Two more tales of accents and their effect on the ability of communicate:

Marsha Reichle says, “My friend Pat said Tom had left ‘a CD’ for her, and would I know where it might be.

“I quickly found the book with an inserted note: ‘For Pat.’

“She frowned and said, ‘It’s a book? I thought he said it was on a disk.’

“I thought for a moment and then explained, ‘We’re Southerners. It was on the DESK.’ ”

Charles V. Breard says, “In 1954 I came to LSU from Monroe, having hardly ever been outside of Monroe, and was assigned a dorm room in the North Stadium.

“I had two roommates — one from Brooklyn (basketball scholarship) and one from New Orleans.

“I couldn’t understand either one of them!

“It seemed everybody else on that floor of the dorm was from Marksville … and I couldn’t understand ANY of them…

“I was a ‘lost puppy’ for a while — homesick, skinny, head shaved and surrounded by strangers speaking foreign languages.”

Lost in translation

Ron Thibodeaux says, “This is a true story that my dad, Alex Thibodeaux, used to tell us.

“One of my dad’s neighbors in Church Point went to the Catholic church to have his son baptized.

“The priest asked him in English, ‘What do you want to name your son?’

“The neighbor, who wanted his son to be ‘Jr.,’ answered, ‘Après moi’ (‘After me’).

“So that was the baby’s name, Après Moi. He kept that name all his life.”

Robo checks in

With campaigning for various public offices about to kick into high gear, it’s likely more of you will have this experience.

Dot Wise Wirth says, “I’ve gotten some strange phone calls recently:

“Phone: ‘Ring, ring.’

“Me: ‘Hello.’

“Phone (robo voice): ‘Thank you for calling…’

“Me: ‘I didn’t call you.’

“Phone (robo voice continues right over my voice): ‘Please listen carefully as the menu items may have changed…’

“Me (hanging up): ‘Huh?’ ”

Got crawfish?

“Some memories trigger deep smell and taste sensations,” says T-Bob Taylor, of Panama City Beach, Fla.:

“I suspect many of your readers smiled when (Edwin Edwards) announced (his candidacy for Congress).

“Does this mean he’ll host another mega-crawfish feast like he did for us at LSU back in the early ’70s?

“Gov. Edwards, I salute you. THAT was a crawfish boil of crawfish boils. And we’ve all seen quite a few.”

Looking for stuff

Tommy Gilmore says, “In keeping with the recent letters about restaurants of memory, I wonder if any of your readers have the recipe for ‘Greg’s Special Sauce’ that was served with oysters on the half shell at Giamanco’s.

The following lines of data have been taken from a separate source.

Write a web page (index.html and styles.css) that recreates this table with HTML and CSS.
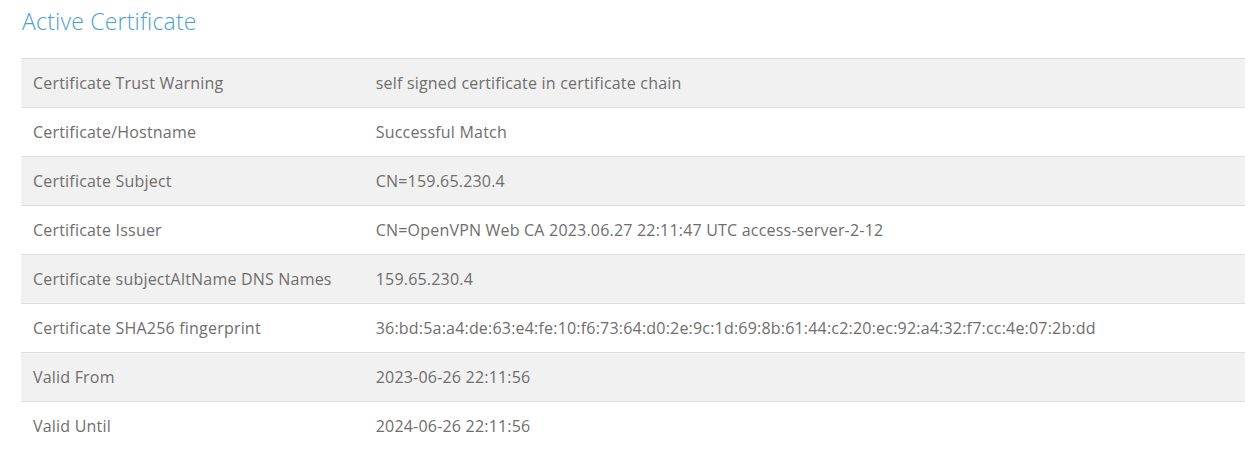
FILE: index.html
```html
<!DOCTYPE html>
<html>
<head>
<meta charset="utf-8">
<link rel="stylesheet" href="styles.css">
</head>
<body>
<div class="page">
  <h2 class="title">Active Certificate</h2>
  <table class="cert">
    <tbody>
      <tr><td class="k">Certificate Trust Warning</td><td>self signed certificate in certificate chain</td></tr>
      <tr><td class="k">Certificate/Hostname</td><td>Successful Match</td></tr>
      <tr><td class="k">Certificate Subject</td><td>CN=159.65.230.4</td></tr>
      <tr><td class="k">Certificate Issuer</td><td>CN=OpenVPN Web CA 2023.06.27 22:11:47 UTC access-server-2-12</td></tr>
      <tr><td class="k">Certificate subjectAltName DNS Names</td><td>159.65.230.4</td></tr>
      <tr><td class="k">Certificate SHA256 fingerprint</td><td>36:bd:5a:a4:de:63:e4:fe:10:f6:73:64:d0:2e:9c:1d:69:8b:61:44:c2:20:ec:92:a4:32:f7:cc:4e:07:2b:dd</td></tr>
      <tr><td class="k">Valid From</td><td>2023-06-26 22:11:56</td></tr>
      <tr><td class="k">Valid Until</td><td>2024-06-26 22:11:56</td></tr>
    </tbody>
  </table>
</div>
</body>
</html>
```
FILE: styles.css
```css
html, body {
  margin: 0;
  padding: 0;
  background: #fff;
}
.page {
  padding: 0 13px 0 21px;
  font-family: "Open Sans", "DejaVu Sans", sans-serif;
  color: #6f6d6d;
}
.title {
  margin: 0;
  padding: 6px 0 0 1px;
  height: 58px;
  box-sizing: border-box;
  font-family: "Open Sans", sans-serif;
  font-weight: 300;
  font-size: 23px;
  letter-spacing: 0.2px;
  line-height: 30px;
  color: #4b9fcf;
}
.cert {
  width: 100%;
  border-collapse: collapse;
  font-size: 16px;
  letter-spacing: 0.2px;
}
.cert tr {
  border-top: 1px solid #dedede;
  height: 49px;
}
.cert tr:nth-child(odd) {
  background: #f1f1f1;
}
.cert td {
  padding: 0 12px;
  vertical-align: middle;
}
.cert td.k {
  width: 28%;
  box-sizing: border-box;
}
```
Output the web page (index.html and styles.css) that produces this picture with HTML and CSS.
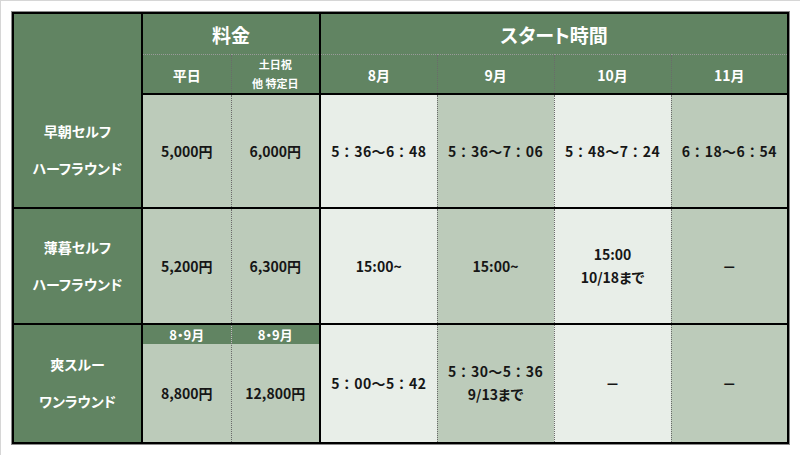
FILE: index.html
```html
<!DOCTYPE html>
<html lang="ja">
<head>
<meta charset="utf-8">
<title>料金・スタート時間</title>
<link rel="stylesheet" href="styles.css">
</head>
<body>
<div class="page">
  <table class="plan">
    <colgroup>
      <col class="c-label">
      <col class="c-price">
      <col class="c-price">
      <col class="c-month">
      <col class="c-month">
      <col class="c-month">
      <col class="c-month">
    </colgroup>
    <thead>
      <tr class="h1">
        <th class="corner" rowspan="2"></th>
        <th class="group sep-right" colspan="2">料金</th>
        <th class="group" colspan="4">スタート時間</th>
      </tr>
      <tr class="h2">
        <th class="sub">平日</th>
        <th class="sub small sep-right"><span>土日祝</span><span>他 特定日</span></th>
        <th class="sub">8月</th>
        <th class="sub">9月</th>
        <th class="sub">10月</th>
        <th class="sub">11月</th>
      </tr>
    </thead>
    <tbody>
      <tr class="r1">
        <th class="label"><span>早朝セルフ</span><span>ハーフラウンド</span></th>
        <td class="sage">5,000円</td>
        <td class="sage sep-right">6,000円</td>
        <td class="pale time">5：36～6：48</td>
        <td class="sage time">5：36～7：06</td>
        <td class="pale time">5：48～7：24</td>
        <td class="sage time">6：18～6：54</td>
      </tr>
      <tr class="r2">
        <th class="label"><span>薄暮セルフ</span><span>ハーフラウンド</span></th>
        <td class="sage">5,200円</td>
        <td class="sage sep-right">6,300円</td>
        <td class="pale">15:00~</td>
        <td class="sage">15:00~</td>
        <td class="pale two"><span>15:00</span><span>10/18まで</span></td>
        <td class="sage">－</td>
      </tr>
      <tr class="r3">
        <th class="label"><span>爽スルー</span><span>ワンラウンド</span></th>
        <td class="sage split"><div class="strip">8・9月</div><div class="val">8,800円</div></td>
        <td class="sage split sep-right"><div class="strip">8・9月</div><div class="val">12,800円</div></td>
        <td class="pale time">5：00～5：42</td>
        <td class="sage two"><span class="time">5：30～5：36</span><span>9/13まで</span></td>
        <td class="pale">－</td>
        <td class="sage">－</td>
      </tr>
    </tbody>
  </table>
</div>
</body>
</html>
```

FILE: styles.css
```css
html, body {
  margin: 0;
  padding: 0;
  background: #ffffff;
}

.page {
  box-sizing: border-box;
  width: 800px;
  height: 455px;
  border-top: 1px solid #d6d6d6;
  border-left: 1px solid #d6d6d6;
  padding: 11px 0 0 11px;
  font-family: "Noto Sans CJK JP", "Noto Sans", sans-serif;
  font-feature-settings: "palt";
  font-weight: 700;
  color: #161616;
}

.plan {
  border-collapse: collapse;
  table-layout: fixed;
  width: 775px;
  border: 2px solid #000;
  box-shadow: 0 0 0 1px #8a8a8a;
}

.c-label { width: 129px; }
.c-price { width: 89px; }
.c-month { width: 117px; }

.plan th,
.plan td {
  padding: 0;
  text-align: center;
  vertical-align: middle;
  border-left: 1px dotted #6a6a6a;
  border-right: 1px dotted #6a6a6a;
}

.plan thead th {
  background: #618462;
  color: #ffffff;
}

.corner {
  border-right: 2px solid #000 !important;
}

.h1 { height: 41px; }
.h1 .group {
  font-size: 19px;
  border-bottom: 1px dotted #9a9a9a;
  padding-top: 1px;
}

.h2 { height: 36px; }
.h2 .sub {
  font-size: 14px;
  border-top: 1px dotted #9a9a9a;
  border-bottom: 2px solid #000;
  padding-top: 3px;
}

.h2 .sub.small {
  font-size: 11px;
  line-height: 19px;
  padding-top: 0;
}

.h2 .sub.small span,
.label span,
.two span {
  display: block;
}

.sep-right {
  border-right: 2px solid #000 !important;
}

.plan tbody tr {
  border-bottom: 2px solid #000;
}

.r1 { height: 114px; }
.r2 { height: 116px; }
.r3 { height: 117px; }

.label {
  background: #618462;
  color: #ffffff;
  font-size: 14px;
  line-height: 37px;
  border-right: 2px solid #000 !important;
}

.plan td {
  font-size: 14px;
}

.time {
  font-feature-settings: normal;
  letter-spacing: 0.4px;
}

.sage { background: #bccbba; }
.pale { background: #e8eee8; }

.two span {
  line-height: 23px;
}

.split {
  vertical-align: top !important;
}

.split .strip {
  height: 19px;
  line-height: 19px;
  background: #618462;
  color: #ffffff;
  font-size: 13px;
}

.split .val {
  height: 98px;
  display: flex;
  align-items: center;
  justify-content: center;
}
```
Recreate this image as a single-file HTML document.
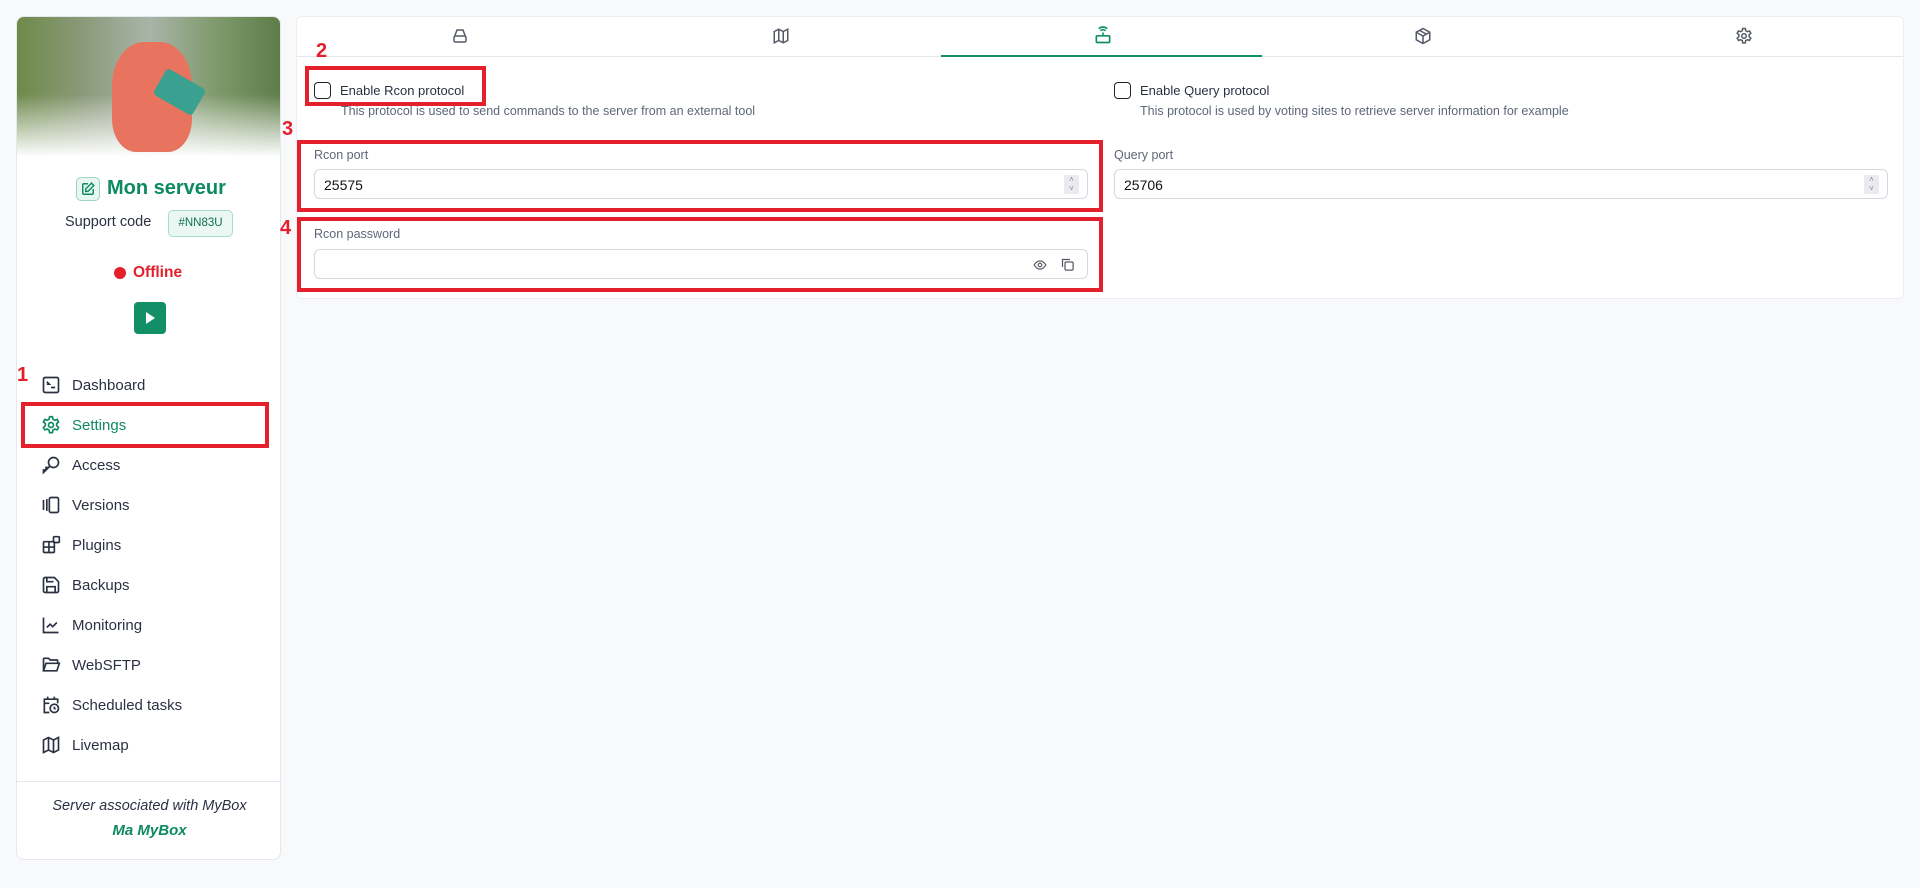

“It was published in the paper way back before the restaurant closed, but I haven’t been able to find it anywhere.

“It was goooood!”

Special People Dept.

Trudy Jud, of The Haven, celebrates her 104th birthday Wednesday, March 19.

Major surgery

Perry Anderson Snyder says, “Grandparents know instinctively that a call from a son or daughter that begins with ‘Everything’s OK’ will be followed with a ‘but.’

“We received such a call from our daughter informing us that grandson Anderson had a very close and painful encounter with a basketball pole and that they were en route to the emergency room at the Lake.

“An R.N., Sarah predicted correctly that five stitches would be needed to repair the damage to the 5-year-old’s forehead.

“That evening Anderson related in considerable detail his experience in the health care system.

“Painstakingly, he described how ‘the doctor tied knots in my head.’

“Nothing like a big bandage and a story to go with it to make a guy the BMOC at school the next day.”

Sign language

You people are trying to get me in trouble.

I bet you’re expecting me to slip up and use one of the words from our “not fit to print” list.

After I mentioned missing letters on business signs, I’ve been getting items like this one from Anonymous:

“Years ago there was a business in my town with a lighted sign stating the name of the business, ‘The Shoe House.’

“The ‘S’ would frequently go out.”

And LaNell Hilborn, of Pineville, tells of the Fast Glass Shop in Tioga:

“They are located across the street and down about a block from Tioga High School.

“Every once in a while they get to work in the morning and find that someone has used the front of their building (where their sign is painted in huge block letters) as a painting canvas.

“When it happens I always think one of the students has won a bet.”